(Problem to work on) Provide an exact copy of the data, excluding the images.

-=-=-

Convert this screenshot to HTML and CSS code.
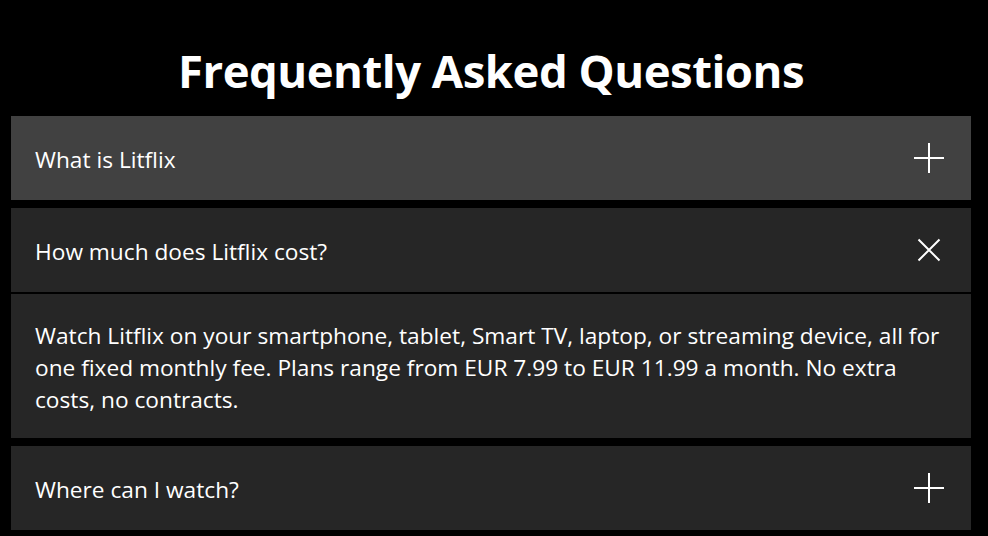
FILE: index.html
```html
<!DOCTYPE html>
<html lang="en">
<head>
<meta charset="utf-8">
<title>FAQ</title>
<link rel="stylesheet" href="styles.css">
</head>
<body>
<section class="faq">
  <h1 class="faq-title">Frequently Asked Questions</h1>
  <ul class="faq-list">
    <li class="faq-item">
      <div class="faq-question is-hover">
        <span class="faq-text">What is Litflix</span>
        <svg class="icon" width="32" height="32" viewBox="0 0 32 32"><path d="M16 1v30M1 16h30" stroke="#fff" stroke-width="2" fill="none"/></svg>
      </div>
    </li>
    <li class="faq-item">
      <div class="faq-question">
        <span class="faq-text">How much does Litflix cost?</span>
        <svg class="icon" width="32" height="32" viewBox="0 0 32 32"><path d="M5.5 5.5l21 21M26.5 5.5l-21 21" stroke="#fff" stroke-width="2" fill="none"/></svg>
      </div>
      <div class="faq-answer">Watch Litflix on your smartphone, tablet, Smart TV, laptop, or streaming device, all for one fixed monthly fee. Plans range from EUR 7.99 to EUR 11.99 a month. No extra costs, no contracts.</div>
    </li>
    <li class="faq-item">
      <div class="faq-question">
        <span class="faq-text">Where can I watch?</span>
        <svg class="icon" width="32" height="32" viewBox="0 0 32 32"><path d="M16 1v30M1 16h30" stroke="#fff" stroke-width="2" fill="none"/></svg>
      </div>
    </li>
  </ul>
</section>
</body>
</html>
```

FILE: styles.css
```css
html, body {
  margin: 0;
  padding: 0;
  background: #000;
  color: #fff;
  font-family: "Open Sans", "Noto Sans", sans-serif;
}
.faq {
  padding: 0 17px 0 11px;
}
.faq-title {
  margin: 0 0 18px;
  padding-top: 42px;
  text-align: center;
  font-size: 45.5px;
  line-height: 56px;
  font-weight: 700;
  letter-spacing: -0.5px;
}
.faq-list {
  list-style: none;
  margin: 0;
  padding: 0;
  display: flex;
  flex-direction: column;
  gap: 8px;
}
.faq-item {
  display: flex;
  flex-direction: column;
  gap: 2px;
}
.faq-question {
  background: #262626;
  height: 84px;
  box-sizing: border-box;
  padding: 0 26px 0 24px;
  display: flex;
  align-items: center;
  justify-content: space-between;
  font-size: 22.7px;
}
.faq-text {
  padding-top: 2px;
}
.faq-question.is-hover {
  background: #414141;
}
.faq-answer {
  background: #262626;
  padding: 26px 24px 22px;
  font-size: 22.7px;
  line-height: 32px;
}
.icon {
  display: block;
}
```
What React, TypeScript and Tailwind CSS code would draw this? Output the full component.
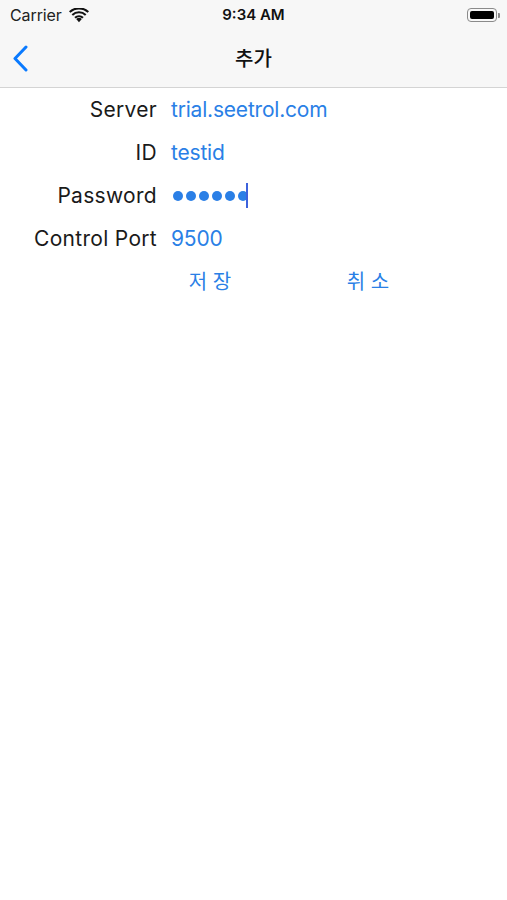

-=-=-

(Expected output)
Convert this screenshot to HTML and CSS code.
FILE: index.html
```html
<!DOCTYPE html>
<html lang="en">
<head>
<meta charset="utf-8">
<title>FAQ</title>
<link rel="stylesheet" href="styles.css">
</head>
<body>
<section class="faq">
  <h1 class="faq-title">Frequently Asked Questions</h1>
  <ul class="faq-list">
    <li class="faq-item">
      <div class="faq-question is-hover">
        <span class="faq-text">What is Litflix</span>
        <svg class="icon" width="32" height="32" viewBox="0 0 32 32"><path d="M16 1v30M1 16h30" stroke="#fff" stroke-width="2" fill="none"/></svg>
      </div>
    </li>
    <li class="faq-item">
      <div class="faq-question">
        <span class="faq-text">How much does Litflix cost?</span>
        <svg class="icon" width="32" height="32" viewBox="0 0 32 32"><path d="M5.5 5.5l21 21M26.5 5.5l-21 21" stroke="#fff" stroke-width="2" fill="none"/></svg>
      </div>
      <div class="faq-answer">Watch Litflix on your smartphone, tablet, Smart TV, laptop, or streaming device, all for one fixed monthly fee. Plans range from EUR 7.99 to EUR 11.99 a month. No extra costs, no contracts.</div>
    </li>
    <li class="faq-item">
      <div class="faq-question">
        <span class="faq-text">Where can I watch?</span>
        <svg class="icon" width="32" height="32" viewBox="0 0 32 32"><path d="M16 1v30M1 16h30" stroke="#fff" stroke-width="2" fill="none"/></svg>
      </div>
    </li>
  </ul>
</section>
</body>
</html>
```

FILE: styles.css
```css
html, body {
  margin: 0;
  padding: 0;
  background: #000;
  color: #fff;
  font-family: "Open Sans", "Noto Sans", sans-serif;
}
.faq {
  padding: 0 17px 0 11px;
}
.faq-title {
  margin: 0 0 18px;
  padding-top: 42px;
  text-align: center;
  font-size: 45.5px;
  line-height: 56px;
  font-weight: 700;
  letter-spacing: -0.5px;
}
.faq-list {
  list-style: none;
  margin: 0;
  padding: 0;
  display: flex;
  flex-direction: column;
  gap: 8px;
}
.faq-item {
  display: flex;
  flex-direction: column;
  gap: 2px;
}
.faq-question {
  background: #262626;
  height: 84px;
  box-sizing: border-box;
  padding: 0 26px 0 24px;
  display: flex;
  align-items: center;
  justify-content: space-between;
  font-size: 22.7px;
}
.faq-text {
  padding-top: 2px;
}
.faq-question.is-hover {
  background: #414141;
}
.faq-answer {
  background: #262626;
  padding: 26px 24px 22px;
  font-size: 22.7px;
  line-height: 32px;
}
.icon {
  display: block;
}
```
What React, TypeScript and Tailwind CSS code would draw this? Output the full component.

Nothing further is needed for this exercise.